The actual reality of guerrilla fighters and their motivations for fighting is much more complex than the “defense of hearth and home” argument would have us believe, however.
According to Diane Mutti Burke, one reason guerrilla fighters gained so much support in Missouri was because they readily acted as slave patrollers for local slaveholders. Guerrilla fighters regularly engaged in violence against and sometimes killed runaway slaves. In some extreme cases they even sold runaway slaves to new owners. To wit:
Patrollers . . . always brutalized slaves . . . Many Civil War-era “patrollers” were indeed Confederate Bushwackers, who attempted to intimidate local slaves into remaining with their owners, targeted white Missourians who hired former bondsmen and -women for pay, terrorized slave women through physical and sexual assault, and after 1863, brutalized slave men on their way to enlist in the Union army. Confederate soldiers and guerrillas kidnapped others and took them south, where they were sold (158-159).

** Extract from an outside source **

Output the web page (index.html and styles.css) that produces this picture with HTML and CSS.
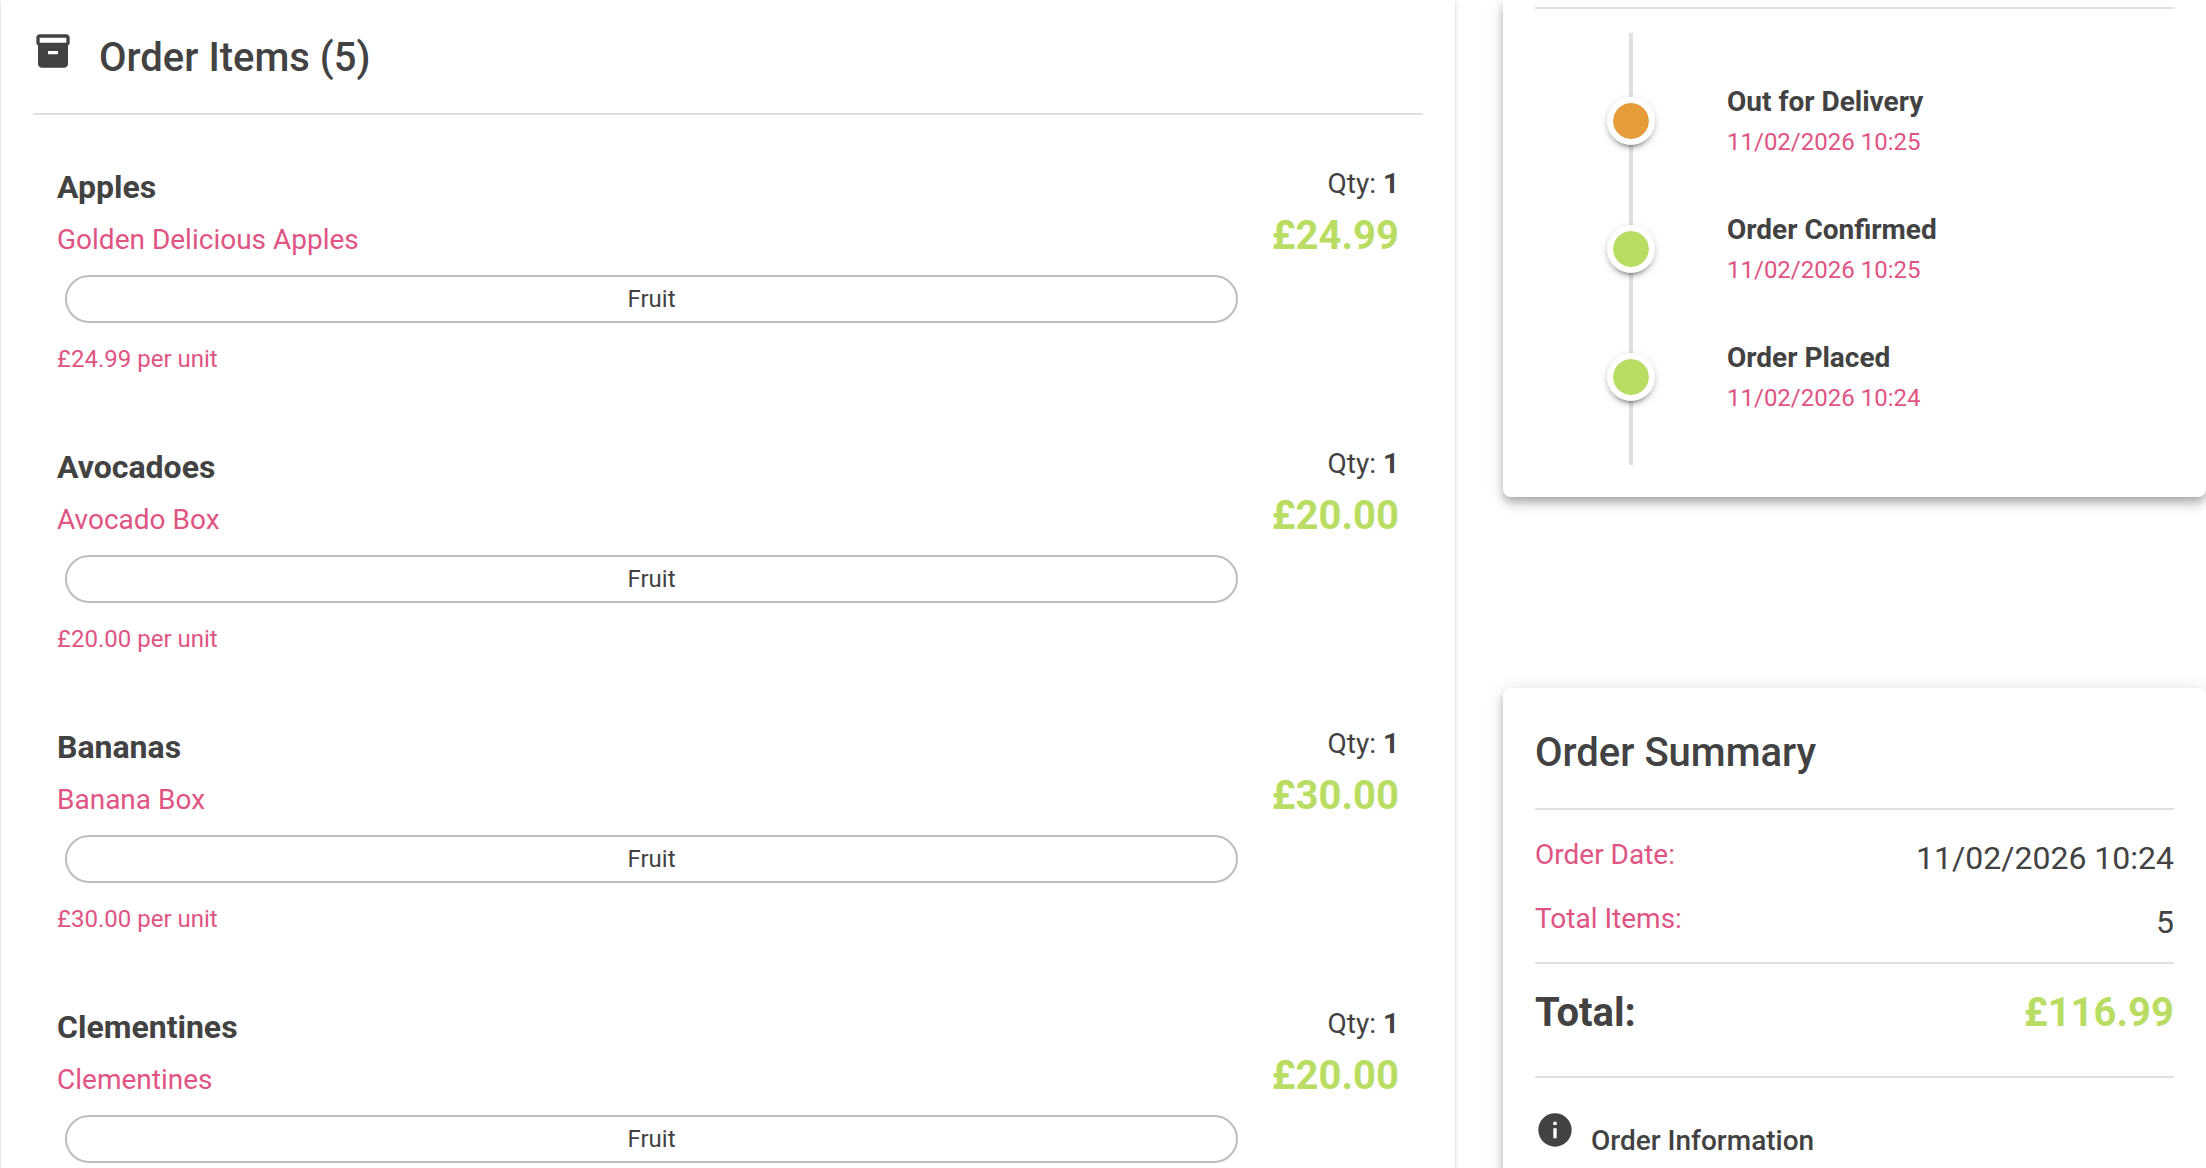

In sum, the “guerrilla defense of hearth and home” argument falls short of explaining why so many men in Missouri chose to follow Anderson, Quantrill, and James into battle during the Civil War, and the idea of these guerrillas having no preferred allegiance to either side along with a distaste for politics is hard to justify. Politics were often central in the decision to become a Missouri guerrilla fighter.

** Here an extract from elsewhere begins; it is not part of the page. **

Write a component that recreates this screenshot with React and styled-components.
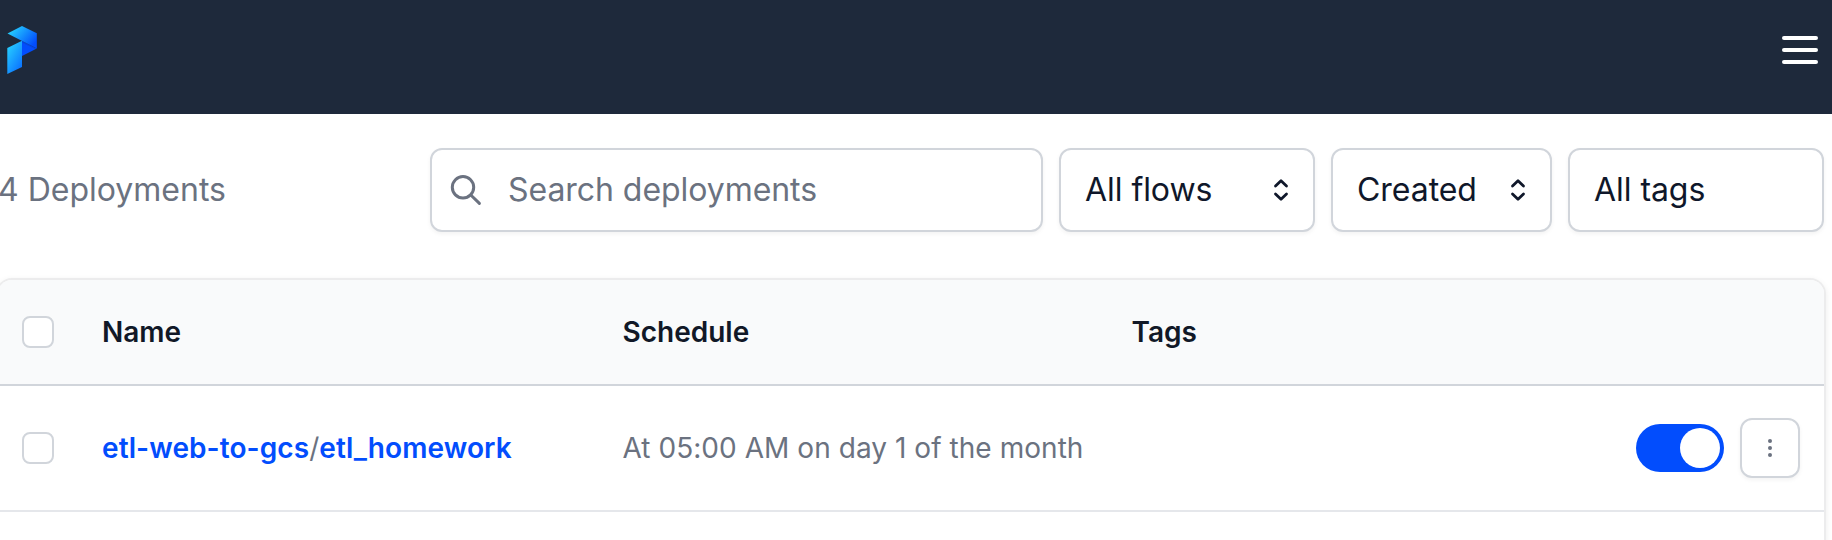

Even though guerrilla warfare in Missouri was especially harsh compared to other states and remains a key factor in scholarly analysis of Missouri’s Civil War, scholars like Barton Myers at the same time readily acknowledge that guerrilla fighters were “mere rouges” in the larger battle for Missouri during the Civil War. Ultimately, I’d like to echo Bob Pollock of Yesterday…and Today in challenging us to consider “why the focus on Anderson, Quantrill, and Jesse James? What makes them so important? Is the guerilla warfare really the most important story to tell about the Civil War in Missouri? Is it the most compelling? Is the average visitor to Missouri more interested in people like Quantrill than in other people of the time?”